**Given exercise**:
Copy the data that follows, character for character, minus the pictures.

**Stored rows**:

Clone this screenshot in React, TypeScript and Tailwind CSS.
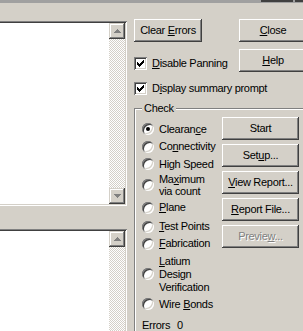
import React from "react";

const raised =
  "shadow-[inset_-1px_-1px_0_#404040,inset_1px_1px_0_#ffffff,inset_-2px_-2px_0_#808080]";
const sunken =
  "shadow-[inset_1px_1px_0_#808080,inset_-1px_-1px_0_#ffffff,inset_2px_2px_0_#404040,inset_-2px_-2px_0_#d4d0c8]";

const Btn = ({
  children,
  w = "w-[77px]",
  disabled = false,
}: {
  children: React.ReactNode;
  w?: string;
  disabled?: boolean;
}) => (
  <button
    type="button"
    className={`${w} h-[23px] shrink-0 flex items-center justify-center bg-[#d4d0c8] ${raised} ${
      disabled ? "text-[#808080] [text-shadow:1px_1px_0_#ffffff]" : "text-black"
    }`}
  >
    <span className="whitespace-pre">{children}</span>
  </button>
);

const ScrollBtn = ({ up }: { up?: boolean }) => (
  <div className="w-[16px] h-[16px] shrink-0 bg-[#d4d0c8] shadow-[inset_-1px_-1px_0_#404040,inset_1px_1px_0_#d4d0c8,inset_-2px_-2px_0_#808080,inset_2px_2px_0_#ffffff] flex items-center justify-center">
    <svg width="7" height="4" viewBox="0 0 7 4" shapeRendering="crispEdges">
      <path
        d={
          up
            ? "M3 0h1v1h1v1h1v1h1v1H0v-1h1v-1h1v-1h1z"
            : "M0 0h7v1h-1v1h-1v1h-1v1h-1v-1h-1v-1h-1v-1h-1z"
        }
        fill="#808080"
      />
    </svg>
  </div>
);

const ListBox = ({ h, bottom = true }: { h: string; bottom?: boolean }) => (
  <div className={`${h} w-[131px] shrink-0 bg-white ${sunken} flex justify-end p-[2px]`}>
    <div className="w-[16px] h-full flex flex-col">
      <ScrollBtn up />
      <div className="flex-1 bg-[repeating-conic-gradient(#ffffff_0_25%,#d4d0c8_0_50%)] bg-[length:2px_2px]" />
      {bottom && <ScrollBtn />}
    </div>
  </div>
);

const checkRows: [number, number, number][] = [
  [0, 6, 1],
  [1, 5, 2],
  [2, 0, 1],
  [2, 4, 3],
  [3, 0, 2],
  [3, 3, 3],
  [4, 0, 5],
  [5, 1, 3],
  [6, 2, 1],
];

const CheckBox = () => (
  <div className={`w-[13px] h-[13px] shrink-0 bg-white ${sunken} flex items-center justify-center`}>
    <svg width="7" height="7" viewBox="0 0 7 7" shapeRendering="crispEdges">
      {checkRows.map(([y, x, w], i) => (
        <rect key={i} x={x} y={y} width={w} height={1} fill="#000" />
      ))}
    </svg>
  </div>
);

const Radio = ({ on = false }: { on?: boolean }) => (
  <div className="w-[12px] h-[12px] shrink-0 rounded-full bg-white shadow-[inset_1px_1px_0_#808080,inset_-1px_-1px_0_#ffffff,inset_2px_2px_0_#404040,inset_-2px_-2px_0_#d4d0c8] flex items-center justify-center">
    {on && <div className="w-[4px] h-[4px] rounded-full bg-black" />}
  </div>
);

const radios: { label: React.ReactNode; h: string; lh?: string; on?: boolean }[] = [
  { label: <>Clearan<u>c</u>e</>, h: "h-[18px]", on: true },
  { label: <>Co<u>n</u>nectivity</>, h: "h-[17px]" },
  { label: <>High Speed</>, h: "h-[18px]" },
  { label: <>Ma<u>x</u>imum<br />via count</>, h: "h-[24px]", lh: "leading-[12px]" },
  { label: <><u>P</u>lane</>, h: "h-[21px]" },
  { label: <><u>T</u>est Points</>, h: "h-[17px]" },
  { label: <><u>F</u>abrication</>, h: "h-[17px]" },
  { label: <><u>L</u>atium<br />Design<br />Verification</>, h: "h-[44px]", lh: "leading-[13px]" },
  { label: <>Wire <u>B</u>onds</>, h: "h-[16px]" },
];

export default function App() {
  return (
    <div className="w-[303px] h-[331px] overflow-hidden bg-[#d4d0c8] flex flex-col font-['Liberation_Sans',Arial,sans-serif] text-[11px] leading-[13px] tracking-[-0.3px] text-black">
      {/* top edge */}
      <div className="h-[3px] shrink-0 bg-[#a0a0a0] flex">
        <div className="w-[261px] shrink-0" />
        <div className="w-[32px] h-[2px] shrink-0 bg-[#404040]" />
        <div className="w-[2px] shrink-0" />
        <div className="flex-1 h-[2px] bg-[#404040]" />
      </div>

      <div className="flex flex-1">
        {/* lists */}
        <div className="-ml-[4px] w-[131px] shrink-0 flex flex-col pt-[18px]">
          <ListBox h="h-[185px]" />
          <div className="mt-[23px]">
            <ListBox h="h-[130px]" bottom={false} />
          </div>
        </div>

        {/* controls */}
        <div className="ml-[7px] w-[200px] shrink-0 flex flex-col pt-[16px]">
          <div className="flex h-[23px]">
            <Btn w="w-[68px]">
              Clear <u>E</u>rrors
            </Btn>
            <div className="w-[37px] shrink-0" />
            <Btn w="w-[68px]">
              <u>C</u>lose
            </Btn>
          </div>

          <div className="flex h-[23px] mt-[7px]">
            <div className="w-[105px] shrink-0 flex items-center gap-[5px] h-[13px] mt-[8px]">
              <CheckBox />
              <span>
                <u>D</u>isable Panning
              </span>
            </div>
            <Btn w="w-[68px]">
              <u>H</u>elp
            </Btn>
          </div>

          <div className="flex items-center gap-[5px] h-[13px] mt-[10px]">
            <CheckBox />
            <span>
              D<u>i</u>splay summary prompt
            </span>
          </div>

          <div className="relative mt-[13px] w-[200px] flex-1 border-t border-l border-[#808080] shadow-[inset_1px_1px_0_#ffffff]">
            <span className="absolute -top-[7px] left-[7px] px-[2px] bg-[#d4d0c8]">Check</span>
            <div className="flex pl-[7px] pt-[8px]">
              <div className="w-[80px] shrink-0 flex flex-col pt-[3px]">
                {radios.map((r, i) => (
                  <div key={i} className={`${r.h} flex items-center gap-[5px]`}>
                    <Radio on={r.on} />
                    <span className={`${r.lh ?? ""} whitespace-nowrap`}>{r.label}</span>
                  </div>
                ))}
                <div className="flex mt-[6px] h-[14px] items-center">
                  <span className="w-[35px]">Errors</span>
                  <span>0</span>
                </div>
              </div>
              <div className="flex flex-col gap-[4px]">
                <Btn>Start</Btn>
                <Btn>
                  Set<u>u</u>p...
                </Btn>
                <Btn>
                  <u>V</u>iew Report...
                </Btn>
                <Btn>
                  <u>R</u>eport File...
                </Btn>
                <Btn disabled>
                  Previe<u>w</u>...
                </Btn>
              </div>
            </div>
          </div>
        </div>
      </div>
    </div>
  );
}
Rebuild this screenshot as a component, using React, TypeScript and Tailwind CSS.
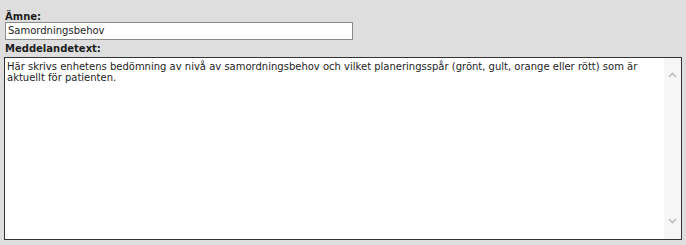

**Written answer**:
Clone this screenshot in React, TypeScript and Tailwind CSS.
import React from "react";

const raised =
  "shadow-[inset_-1px_-1px_0_#404040,inset_1px_1px_0_#ffffff,inset_-2px_-2px_0_#808080]";
const sunken =
  "shadow-[inset_1px_1px_0_#808080,inset_-1px_-1px_0_#ffffff,inset_2px_2px_0_#404040,inset_-2px_-2px_0_#d4d0c8]";

const Btn = ({
  children,
  w = "w-[77px]",
  disabled = false,
}: {
  children: React.ReactNode;
  w?: string;
  disabled?: boolean;
}) => (
  <button
    type="button"
    className={`${w} h-[23px] shrink-0 flex items-center justify-center bg-[#d4d0c8] ${raised} ${
      disabled ? "text-[#808080] [text-shadow:1px_1px_0_#ffffff]" : "text-black"
    }`}
  >
    <span className="whitespace-pre">{children}</span>
  </button>
);

const ScrollBtn = ({ up }: { up?: boolean }) => (
  <div className="w-[16px] h-[16px] shrink-0 bg-[#d4d0c8] shadow-[inset_-1px_-1px_0_#404040,inset_1px_1px_0_#d4d0c8,inset_-2px_-2px_0_#808080,inset_2px_2px_0_#ffffff] flex items-center justify-center">
    <svg width="7" height="4" viewBox="0 0 7 4" shapeRendering="crispEdges">
      <path
        d={
          up
            ? "M3 0h1v1h1v1h1v1h1v1H0v-1h1v-1h1v-1h1z"
            : "M0 0h7v1h-1v1h-1v1h-1v1h-1v-1h-1v-1h-1v-1h-1z"
        }
        fill="#808080"
      />
    </svg>
  </div>
);

const ListBox = ({ h, bottom = true }: { h: string; bottom?: boolean }) => (
  <div className={`${h} w-[131px] shrink-0 bg-white ${sunken} flex justify-end p-[2px]`}>
    <div className="w-[16px] h-full flex flex-col">
      <ScrollBtn up />
      <div className="flex-1 bg-[repeating-conic-gradient(#ffffff_0_25%,#d4d0c8_0_50%)] bg-[length:2px_2px]" />
      {bottom && <ScrollBtn />}
    </div>
  </div>
);

const checkRows: [number, number, number][] = [
  [0, 6, 1],
  [1, 5, 2],
  [2, 0, 1],
  [2, 4, 3],
  [3, 0, 2],
  [3, 3, 3],
  [4, 0, 5],
  [5, 1, 3],
  [6, 2, 1],
];

const CheckBox = () => (
  <div className={`w-[13px] h-[13px] shrink-0 bg-white ${sunken} flex items-center justify-center`}>
    <svg width="7" height="7" viewBox="0 0 7 7" shapeRendering="crispEdges">
      {checkRows.map(([y, x, w], i) => (
        <rect key={i} x={x} y={y} width={w} height={1} fill="#000" />
      ))}
    </svg>
  </div>
);

const Radio = ({ on = false }: { on?: boolean }) => (
  <div className="w-[12px] h-[12px] shrink-0 rounded-full bg-white shadow-[inset_1px_1px_0_#808080,inset_-1px_-1px_0_#ffffff,inset_2px_2px_0_#404040,inset_-2px_-2px_0_#d4d0c8] flex items-center justify-center">
    {on && <div className="w-[4px] h-[4px] rounded-full bg-black" />}
  </div>
);

const radios: { label: React.ReactNode; h: string; lh?: string; on?: boolean }[] = [
  { label: <>Clearan<u>c</u>e</>, h: "h-[18px]", on: true },
  { label: <>Co<u>n</u>nectivity</>, h: "h-[17px]" },
  { label: <>High Speed</>, h: "h-[18px]" },
  { label: <>Ma<u>x</u>imum<br />via count</>, h: "h-[24px]", lh: "leading-[12px]" },
  { label: <><u>P</u>lane</>, h: "h-[21px]" },
  { label: <><u>T</u>est Points</>, h: "h-[17px]" },
  { label: <><u>F</u>abrication</>, h: "h-[17px]" },
  { label: <><u>L</u>atium<br />Design<br />Verification</>, h: "h-[44px]", lh: "leading-[13px]" },
  { label: <>Wire <u>B</u>onds</>, h: "h-[16px]" },
];

export default function App() {
  return (
    <div className="w-[303px] h-[331px] overflow-hidden bg-[#d4d0c8] flex flex-col font-['Liberation_Sans',Arial,sans-serif] text-[11px] leading-[13px] tracking-[-0.3px] text-black">
      {/* top edge */}
      <div className="h-[3px] shrink-0 bg-[#a0a0a0] flex">
        <div className="w-[261px] shrink-0" />
        <div className="w-[32px] h-[2px] shrink-0 bg-[#404040]" />
        <div className="w-[2px] shrink-0" />
        <div className="flex-1 h-[2px] bg-[#404040]" />
      </div>

      <div className="flex flex-1">
        {/* lists */}
        <div className="-ml-[4px] w-[131px] shrink-0 flex flex-col pt-[18px]">
          <ListBox h="h-[185px]" />
          <div className="mt-[23px]">
            <ListBox h="h-[130px]" bottom={false} />
          </div>
        </div>

        {/* controls */}
        <div className="ml-[7px] w-[200px] shrink-0 flex flex-col pt-[16px]">
          <div className="flex h-[23px]">
            <Btn w="w-[68px]">
              Clear <u>E</u>rrors
            </Btn>
            <div className="w-[37px] shrink-0" />
            <Btn w="w-[68px]">
              <u>C</u>lose
            </Btn>
          </div>

          <div className="flex h-[23px] mt-[7px]">
            <div className="w-[105px] shrink-0 flex items-center gap-[5px] h-[13px] mt-[8px]">
              <CheckBox />
              <span>
                <u>D</u>isable Panning
              </span>
            </div>
            <Btn w="w-[68px]">
              <u>H</u>elp
            </Btn>
          </div>

          <div className="flex items-center gap-[5px] h-[13px] mt-[10px]">
            <CheckBox />
            <span>
              D<u>i</u>splay summary prompt
            </span>
          </div>

          <div className="relative mt-[13px] w-[200px] flex-1 border-t border-l border-[#808080] shadow-[inset_1px_1px_0_#ffffff]">
            <span className="absolute -top-[7px] left-[7px] px-[2px] bg-[#d4d0c8]">Check</span>
            <div className="flex pl-[7px] pt-[8px]">
              <div className="w-[80px] shrink-0 flex flex-col pt-[3px]">
                {radios.map((r, i) => (
                  <div key={i} className={`${r.h} flex items-center gap-[5px]`}>
                    <Radio on={r.on} />
                    <span className={`${r.lh ?? ""} whitespace-nowrap`}>{r.label}</span>
                  </div>
                ))}
                <div className="flex mt-[6px] h-[14px] items-center">
                  <span className="w-[35px]">Errors</span>
                  <span>0</span>
                </div>
              </div>
              <div className="flex flex-col gap-[4px]">
                <Btn>Start</Btn>
                <Btn>
                  Set<u>u</u>p...
                </Btn>
                <Btn>
                  <u>V</u>iew Report...
                </Btn>
                <Btn>
                  <u>R</u>eport File...
                </Btn>
                <Btn disabled>
                  Previe<u>w</u>...
                </Btn>
              </div>
            </div>
          </div>
        </div>
      </div>
    </div>
  );
}
Rebuild this screenshot as a component, using React, TypeScript and Tailwind CSS.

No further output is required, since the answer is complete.